Machu Picchu has long marveled historians and travelers with its grandeur, architecture, and the promise of past civilizations. Until now, researchers from around the globe had a somewhat similar idea about the age of the historic site. They estimated its age based on documents they discovered from the Spanish Conquest. However, recent evidence suggests that the picturesque ancient city may have been inhabited much earlier than previously thought, dating back to at least 1420.
Machu Picchu Is Still Holding Out a Few Secrets
It was previously believed that Machu Picchu was built as an estate for the prominent Inca Emperor, Pachacuti (1438 – 1472), around 1450, and the Incas did their best to keep its location a secret for centuries. It turns out they had a few more secrets up their sleeves. Researchers from Yale found concrete evidence that Peru’s precious hidden city was occupied much earlier than historians and archaeologists previously believed. The Spanish conquest documents that initially led to the age estimate are not the most reliable of sources, but the Incas left no written documents behind, except for the knotted records, known as quipus, which scientists can’t read yet. So, how did this new find come to light?
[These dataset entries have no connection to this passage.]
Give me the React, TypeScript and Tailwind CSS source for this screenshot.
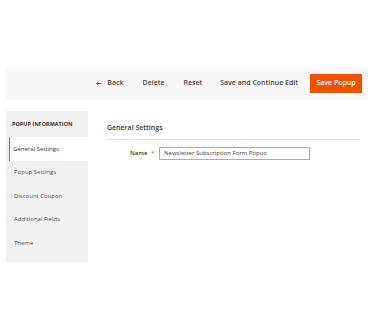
export default function App() {
	const tabs = [
		"General Settings",
		"Popup Settings",
		"Discount Coupon",
		"Additional Fields",
		"Theme",
	];

	return (
		<div
			className="w-[374px] h-[328px] bg-white text-[#41362f]"
			style={{ fontFamily: "'Open Sans', sans-serif" }}>
			<div className="pt-[67px] px-[6px]">
				{/* Page actions */}
				<div className="h-[33px] bg-[#f8f8f8] flex items-center justify-end pr-[6px] text-[7px] font-semibold text-[#514943]">
					<span className="flex items-center gap-[5px] mr-[19px]">
						<svg width="6" height="5" viewBox="0 0 6 5" fill="none">
							<path
								d="M5.5 2.5H0.8M2.6 0.6L0.7 2.5L2.6 4.4"
								stroke="#514943"
								strokeWidth="0.9"
							/>
						</svg>
						Back
					</span>
					<span className="mr-[19px]">Delete</span>
					<span className="mr-[18px]">Reset</span>
					<span className="mr-[12px]">Save and Continue Edit</span>
					<span className="h-[19px] w-[52px] bg-[#eb5202] text-white flex items-center justify-center">
						Save Popup
					</span>
				</div>

				<div className="flex mt-[11px]">
					{/* Sidebar */}
					<div className="w-[82px] h-[150px] bg-[#f1f1f1] shadow-[0_1px_1px_rgba(0,0,0,0.05)]">
						<div className="h-[26px] flex items-center pl-[6px] text-[5.5px] font-bold text-[#41362f]">
							POPUP INFORMATION
						</div>
						{tabs.map((tab, i) => (
							<div
								key={tab}
								className={
									i === 0
										? "h-[24px] ml-[3px] bg-white border-l-[1.5px] border-[#eb5202] flex items-center pl-[3px] text-[6px] text-[#41362f]"
										: "h-[23.5px] flex items-center pl-[8px] text-[6px] text-[#5a5350]"
								}>
								{tab}
							</div>
						))}
					</div>

					{/* Content */}
					<div className="flex-1 pl-[19px] pr-[8px] pt-[12px]">
						<div className="pb-[5px] border-b border-[#e3e3e3] text-[7px] font-semibold text-[#41362f]">
							General Settings
						</div>
						<div className="flex items-center mt-[7px]">
							<span className="ml-[23px] w-[21px] text-[6px] font-semibold text-[#41362f]">
								Name
							</span>
							<span className="w-[8px] text-[6px] text-[#eb5202]">*</span>
							<div className="w-[151px] h-[13px] border border-[#adadad] bg-white flex items-center pl-[4px] text-[6px] text-[#41362f]">
								Newsletter Subscription Form Popuo
							</div>
						</div>
					</div>
				</div>
			</div>
		</div>
	);
}
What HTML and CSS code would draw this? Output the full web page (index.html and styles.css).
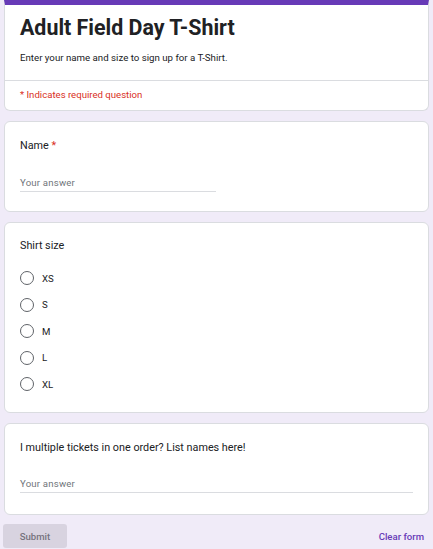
FILE: index.html
```html
<!DOCTYPE html>
<html lang="en">
<head>
<meta charset="utf-8">
<title>Adult Field Day T-Shirt</title>
<link rel="stylesheet" href="styles.css">
</head>
<body>
<main class="form">
  <section class="card header-card">
    <div class="header-main">
      <h1 class="title">Adult Field Day T-Shirt</h1>
      <p class="desc">Enter your name and size to sign up for a T-Shirt.</p>
    </div>
    <div class="required-note">* Indicates required question</div>
  </section>

  <section class="card question q-name">
    <div class="q-title">Name <span class="star">*</span></div>
    <div class="answer short">Your answer</div>
  </section>

  <section class="card question q-choice">
    <div class="q-title">Shirt size</div>
    <ul class="options">
      <li class="option"><span class="radio"></span><span class="opt-label">XS</span></li>
      <li class="option"><span class="radio"></span><span class="opt-label">S</span></li>
      <li class="option"><span class="radio"></span><span class="opt-label">M</span></li>
      <li class="option"><span class="radio"></span><span class="opt-label">L</span></li>
      <li class="option"><span class="radio"></span><span class="opt-label">XL</span></li>
    </ul>
  </section>

  <section class="card question q-last">
    <div class="q-title">I multiple tickets in one order? List names here!</div>
    <div class="answer long">Your answer</div>
  </section>

  <div class="footer">
    <button class="submit" type="button">Submit</button>
    <span class="clear">Clear form</span>
  </div>
</main>
</body>
</html>
```

FILE: styles.css
```css
* { box-sizing: border-box; }

html, body {
  margin: 0;
  padding: 0;
  background: #f0ebf8;
  font-family: Roboto, "Liberation Sans", Arial, sans-serif;
  color: #202124;
}

.form {
  display: flex;
  flex-direction: column;
  gap: 10px;
  padding: 0 4px;
}

.card {
  background: #fff;
  border: 1px solid #dadce0;
  border-radius: 6px;
}

.header-card {
  border-top: 5px solid #673ab7;
  border-top-left-radius: 0;
  border-top-right-radius: 0;
}

.header-main {
  padding: 9px 15px 15px 15px;
  border-bottom: 1px solid #dadce0;
}

.title {
  margin: 0;
  font-size: 21.4px;
  line-height: 28px;
  font-weight: 700;
  color: #202124;
}

.desc {
  margin: 9px 0 0 0;
  font-size: 9.7px;
  line-height: 14px;
  color: #202124;
}

.required-note {
  padding: 7px 15px 8px 15px;
  font-size: 9.6px;
  line-height: 14px;
  color: #d93025;
}

.question {
  padding: 16px 15px 19px 15px;
}

.q-title {
  font-size: 10.8px;
  line-height: 16px;
  color: #202124;
}

.star {
  color: #d93025;
}

.answer {
  margin-top: 22px;
  font-size: 9.6px;
  line-height: 14px;
  padding-bottom: 1px;
  color: #70757a;
  letter-spacing: 0.2px;
  border-bottom: 1px solid #dadce0;
}

.answer.short {
  width: 196px;
}

.answer.long {
  margin-top: 21px;
}

.q-choice {
  padding-top: 15px;
  padding-bottom: 14.5px;
}

.q-last {
  padding-top: 16px;
  padding-bottom: 21px;
}

.options {
  list-style: none;
  margin: 11px 0 0 0;
  padding: 0;
}

.option {
  height: 26.5px;
  display: flex;
  align-items: center;
  gap: 8px;
}

.radio {
  width: 14px;
  height: 14px;
  border: 1.5px solid #5f6368;
  border-radius: 50%;
  flex: none;
}

.opt-label {
  font-size: 9.6px;
  color: #202124;
}

.footer {
  display: flex;
  justify-content: space-between;
  align-items: center;
  padding: 0 5px 0 0;
  margin-left: -1px;
  margin-top: -1px;
}

.submit {
  width: 64px;
  height: 24px;
  border: none;
  border-radius: 3px;
  background: #d8d3e0;
  color: #77737e;
  font-family: Roboto, "Liberation Sans", Arial, sans-serif;
  font-size: 9.6px;
  font-weight: 500;
  padding: 0;
}

.clear {
  color: #673ab7;
  font-size: 9.6px;
  font-weight: 500;
}
```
Technology Played a Major Part in the Novel Discovery
Richard Burger, who led the study, focused on skeletons discovered at the royal palace of Machu Picchu back in a 1912 expedition. The team at Yale used advanced new technology that allowed them to date the ancient bones with greater accuracy through carbon-14 testing. What they found gave them hope. The findings dated the skeletons back to at least 1420 and earlier, suggesting that the city was already built around that time.
To Burger and his team, this finding is only the beginning. His hope is to revise the popular chronology of the Inca Empire and maybe even consider it started in the 14th century. Perhaps, he says, scientists may have been completely “off base” in terms of estimating Machu Picchu’s age.